*TASK BRIEF*: The listing below should be printed exactly, every line of it. Skip the pictures.

*MATERIAL PROVIDED*:

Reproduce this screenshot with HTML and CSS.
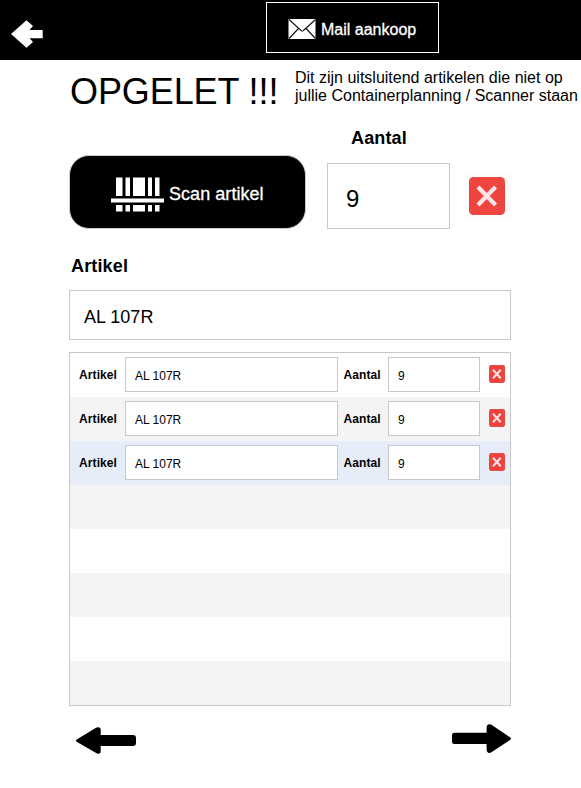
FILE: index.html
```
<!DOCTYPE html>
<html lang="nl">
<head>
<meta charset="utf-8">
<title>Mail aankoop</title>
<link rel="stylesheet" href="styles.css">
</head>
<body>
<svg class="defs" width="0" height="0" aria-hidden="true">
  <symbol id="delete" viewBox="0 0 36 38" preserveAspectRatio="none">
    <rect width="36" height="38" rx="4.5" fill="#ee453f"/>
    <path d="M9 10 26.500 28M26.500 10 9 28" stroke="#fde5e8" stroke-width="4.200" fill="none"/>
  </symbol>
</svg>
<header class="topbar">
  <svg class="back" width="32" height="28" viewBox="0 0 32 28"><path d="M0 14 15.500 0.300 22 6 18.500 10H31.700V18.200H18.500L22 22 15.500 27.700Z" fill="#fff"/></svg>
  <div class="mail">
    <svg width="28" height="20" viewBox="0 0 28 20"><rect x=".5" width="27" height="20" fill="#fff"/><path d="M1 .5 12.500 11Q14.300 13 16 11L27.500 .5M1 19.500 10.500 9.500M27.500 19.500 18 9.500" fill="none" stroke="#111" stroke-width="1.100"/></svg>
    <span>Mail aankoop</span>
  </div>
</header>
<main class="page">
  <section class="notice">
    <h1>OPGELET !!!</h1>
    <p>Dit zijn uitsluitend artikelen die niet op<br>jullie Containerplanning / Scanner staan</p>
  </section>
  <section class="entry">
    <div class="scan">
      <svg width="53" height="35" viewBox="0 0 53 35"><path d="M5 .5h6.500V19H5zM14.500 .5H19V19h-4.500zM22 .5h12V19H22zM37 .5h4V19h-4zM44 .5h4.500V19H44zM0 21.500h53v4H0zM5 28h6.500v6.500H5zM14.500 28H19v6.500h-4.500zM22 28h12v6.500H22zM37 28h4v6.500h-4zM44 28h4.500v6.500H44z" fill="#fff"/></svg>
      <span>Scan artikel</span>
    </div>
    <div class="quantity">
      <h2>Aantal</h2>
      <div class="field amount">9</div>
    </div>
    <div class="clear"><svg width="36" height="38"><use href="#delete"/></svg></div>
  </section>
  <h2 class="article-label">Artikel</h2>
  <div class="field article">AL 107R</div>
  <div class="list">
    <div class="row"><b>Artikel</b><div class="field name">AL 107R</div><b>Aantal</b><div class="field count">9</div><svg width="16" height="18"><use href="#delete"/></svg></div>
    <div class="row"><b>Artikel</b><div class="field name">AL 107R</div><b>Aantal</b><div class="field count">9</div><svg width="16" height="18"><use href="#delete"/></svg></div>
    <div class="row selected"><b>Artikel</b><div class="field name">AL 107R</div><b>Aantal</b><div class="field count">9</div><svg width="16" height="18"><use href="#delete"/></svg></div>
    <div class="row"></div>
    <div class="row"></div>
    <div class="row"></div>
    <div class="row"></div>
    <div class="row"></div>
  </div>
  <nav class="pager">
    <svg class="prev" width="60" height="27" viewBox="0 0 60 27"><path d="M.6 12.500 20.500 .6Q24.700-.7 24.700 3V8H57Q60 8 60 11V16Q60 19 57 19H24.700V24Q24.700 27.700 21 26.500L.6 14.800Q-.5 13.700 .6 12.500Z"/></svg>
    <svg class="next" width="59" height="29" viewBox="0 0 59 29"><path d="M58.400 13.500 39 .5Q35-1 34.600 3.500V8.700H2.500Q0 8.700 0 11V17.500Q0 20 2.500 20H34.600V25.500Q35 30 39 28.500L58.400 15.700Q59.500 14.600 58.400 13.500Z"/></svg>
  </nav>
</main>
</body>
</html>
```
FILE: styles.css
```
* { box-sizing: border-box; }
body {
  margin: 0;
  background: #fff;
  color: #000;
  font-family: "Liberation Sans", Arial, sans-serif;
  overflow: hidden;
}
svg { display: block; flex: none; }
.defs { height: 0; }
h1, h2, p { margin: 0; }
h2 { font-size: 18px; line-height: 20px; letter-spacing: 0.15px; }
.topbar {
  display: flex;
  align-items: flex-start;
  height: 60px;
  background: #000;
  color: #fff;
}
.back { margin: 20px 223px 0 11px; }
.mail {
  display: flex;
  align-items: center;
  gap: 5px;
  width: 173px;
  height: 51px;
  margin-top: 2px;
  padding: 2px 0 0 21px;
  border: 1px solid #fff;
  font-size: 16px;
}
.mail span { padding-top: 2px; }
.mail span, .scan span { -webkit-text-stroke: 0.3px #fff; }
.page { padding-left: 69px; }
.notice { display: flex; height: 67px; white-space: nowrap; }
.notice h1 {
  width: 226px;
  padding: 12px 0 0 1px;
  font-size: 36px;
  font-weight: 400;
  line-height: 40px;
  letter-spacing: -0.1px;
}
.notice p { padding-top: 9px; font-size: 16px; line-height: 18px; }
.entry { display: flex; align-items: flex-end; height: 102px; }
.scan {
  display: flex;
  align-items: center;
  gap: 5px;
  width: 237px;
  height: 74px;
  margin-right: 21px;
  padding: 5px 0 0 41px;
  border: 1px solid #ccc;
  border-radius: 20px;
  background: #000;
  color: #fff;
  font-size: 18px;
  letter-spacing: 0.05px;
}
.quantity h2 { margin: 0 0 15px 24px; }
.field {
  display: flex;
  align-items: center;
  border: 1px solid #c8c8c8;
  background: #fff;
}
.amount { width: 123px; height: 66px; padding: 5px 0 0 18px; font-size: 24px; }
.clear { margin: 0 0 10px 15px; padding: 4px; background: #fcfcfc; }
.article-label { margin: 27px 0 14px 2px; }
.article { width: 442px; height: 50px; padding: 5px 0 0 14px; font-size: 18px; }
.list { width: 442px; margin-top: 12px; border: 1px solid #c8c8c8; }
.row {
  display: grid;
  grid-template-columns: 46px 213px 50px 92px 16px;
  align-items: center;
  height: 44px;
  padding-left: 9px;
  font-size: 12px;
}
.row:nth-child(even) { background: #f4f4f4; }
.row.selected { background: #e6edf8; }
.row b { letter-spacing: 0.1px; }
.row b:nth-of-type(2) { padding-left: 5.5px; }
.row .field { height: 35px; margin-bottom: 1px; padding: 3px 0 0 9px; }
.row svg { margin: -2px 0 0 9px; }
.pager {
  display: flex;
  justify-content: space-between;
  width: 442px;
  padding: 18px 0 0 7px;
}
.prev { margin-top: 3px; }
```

*SOLUTION*:
Reproduce this screenshot with HTML and CSS.
FILE: index.html
```
<!DOCTYPE html>
<html lang="nl">
<head>
<meta charset="utf-8">
<title>Mail aankoop</title>
<link rel="stylesheet" href="styles.css">
</head>
<body>
<svg class="defs" width="0" height="0" aria-hidden="true">
  <symbol id="delete" viewBox="0 0 36 38" preserveAspectRatio="none">
    <rect width="36" height="38" rx="4.5" fill="#ee453f"/>
    <path d="M9 10 26.500 28M26.500 10 9 28" stroke="#fde5e8" stroke-width="4.200" fill="none"/>
  </symbol>
</svg>
<header class="topbar">
  <svg class="back" width="32" height="28" viewBox="0 0 32 28"><path d="M0 14 15.500 0.300 22 6 18.500 10H31.700V18.200H18.500L22 22 15.500 27.700Z" fill="#fff"/></svg>
  <div class="mail">
    <svg width="28" height="20" viewBox="0 0 28 20"><rect x=".5" width="27" height="20" fill="#fff"/><path d="M1 .5 12.500 11Q14.300 13 16 11L27.500 .5M1 19.500 10.500 9.500M27.500 19.500 18 9.500" fill="none" stroke="#111" stroke-width="1.100"/></svg>
    <span>Mail aankoop</span>
  </div>
</header>
<main class="page">
  <section class="notice">
    <h1>OPGELET !!!</h1>
    <p>Dit zijn uitsluitend artikelen die niet op<br>jullie Containerplanning / Scanner staan</p>
  </section>
  <section class="entry">
    <div class="scan">
      <svg width="53" height="35" viewBox="0 0 53 35"><path d="M5 .5h6.500V19H5zM14.500 .5H19V19h-4.500zM22 .5h12V19H22zM37 .5h4V19h-4zM44 .5h4.500V19H44zM0 21.500h53v4H0zM5 28h6.500v6.500H5zM14.500 28H19v6.500h-4.500zM22 28h12v6.500H22zM37 28h4v6.500h-4zM44 28h4.500v6.500H44z" fill="#fff"/></svg>
      <span>Scan artikel</span>
    </div>
    <div class="quantity">
      <h2>Aantal</h2>
      <div class="field amount">9</div>
    </div>
    <div class="clear"><svg width="36" height="38"><use href="#delete"/></svg></div>
  </section>
  <h2 class="article-label">Artikel</h2>
  <div class="field article">AL 107R</div>
  <div class="list">
    <div class="row"><b>Artikel</b><div class="field name">AL 107R</div><b>Aantal</b><div class="field count">9</div><svg width="16" height="18"><use href="#delete"/></svg></div>
    <div class="row"><b>Artikel</b><div class="field name">AL 107R</div><b>Aantal</b><div class="field count">9</div><svg width="16" height="18"><use href="#delete"/></svg></div>
    <div class="row selected"><b>Artikel</b><div class="field name">AL 107R</div><b>Aantal</b><div class="field count">9</div><svg width="16" height="18"><use href="#delete"/></svg></div>
    <div class="row"></div>
    <div class="row"></div>
    <div class="row"></div>
    <div class="row"></div>
    <div class="row"></div>
  </div>
  <nav class="pager">
    <svg class="prev" width="60" height="27" viewBox="0 0 60 27"><path d="M.6 12.500 20.500 .6Q24.700-.7 24.700 3V8H57Q60 8 60 11V16Q60 19 57 19H24.700V24Q24.700 27.700 21 26.500L.6 14.800Q-.5 13.700 .6 12.500Z"/></svg>
    <svg class="next" width="59" height="29" viewBox="0 0 59 29"><path d="M58.400 13.500 39 .5Q35-1 34.600 3.500V8.700H2.500Q0 8.700 0 11V17.500Q0 20 2.500 20H34.600V25.500Q35 30 39 28.500L58.400 15.700Q59.500 14.600 58.400 13.500Z"/></svg>
  </nav>
</main>
</body>
</html>
```
FILE: styles.css
```
* { box-sizing: border-box; }
body {
  margin: 0;
  background: #fff;
  color: #000;
  font-family: "Liberation Sans", Arial, sans-serif;
  overflow: hidden;
}
svg { display: block; flex: none; }
.defs { height: 0; }
h1, h2, p { margin: 0; }
h2 { font-size: 18px; line-height: 20px; letter-spacing: 0.15px; }
.topbar {
  display: flex;
  align-items: flex-start;
  height: 60px;
  background: #000;
  color: #fff;
}
.back { margin: 20px 223px 0 11px; }
.mail {
  display: flex;
  align-items: center;
  gap: 5px;
  width: 173px;
  height: 51px;
  margin-top: 2px;
  padding: 2px 0 0 21px;
  border: 1px solid #fff;
  font-size: 16px;
}
.mail span { padding-top: 2px; }
.mail span, .scan span { -webkit-text-stroke: 0.3px #fff; }
.page { padding-left: 69px; }
.notice { display: flex; height: 67px; white-space: nowrap; }
.notice h1 {
  width: 226px;
  padding: 12px 0 0 1px;
  font-size: 36px;
  font-weight: 400;
  line-height: 40px;
  letter-spacing: -0.1px;
}
.notice p { padding-top: 9px; font-size: 16px; line-height: 18px; }
.entry { display: flex; align-items: flex-end; height: 102px; }
.scan {
  display: flex;
  align-items: center;
  gap: 5px;
  width: 237px;
  height: 74px;
  margin-right: 21px;
  padding: 5px 0 0 41px;
  border: 1px solid #ccc;
  border-radius: 20px;
  background: #000;
  color: #fff;
  font-size: 18px;
  letter-spacing: 0.05px;
}
.quantity h2 { margin: 0 0 15px 24px; }
.field {
  display: flex;
  align-items: center;
  border: 1px solid #c8c8c8;
  background: #fff;
}
.amount { width: 123px; height: 66px; padding: 5px 0 0 18px; font-size: 24px; }
.clear { margin: 0 0 10px 15px; padding: 4px; background: #fcfcfc; }
.article-label { margin: 27px 0 14px 2px; }
.article { width: 442px; height: 50px; padding: 5px 0 0 14px; font-size: 18px; }
.list { width: 442px; margin-top: 12px; border: 1px solid #c8c8c8; }
.row {
  display: grid;
  grid-template-columns: 46px 213px 50px 92px 16px;
  align-items: center;
  height: 44px;
  padding-left: 9px;
  font-size: 12px;
}
.row:nth-child(even) { background: #f4f4f4; }
.row.selected { background: #e6edf8; }
.row b { letter-spacing: 0.1px; }
.row b:nth-of-type(2) { padding-left: 5.5px; }
.row .field { height: 35px; margin-bottom: 1px; padding: 3px 0 0 9px; }
.row svg { margin: -2px 0 0 9px; }
.pager {
  display: flex;
  justify-content: space-between;
  width: 442px;
  padding: 18px 0 0 7px;
}
.prev { margin-top: 3px; }
```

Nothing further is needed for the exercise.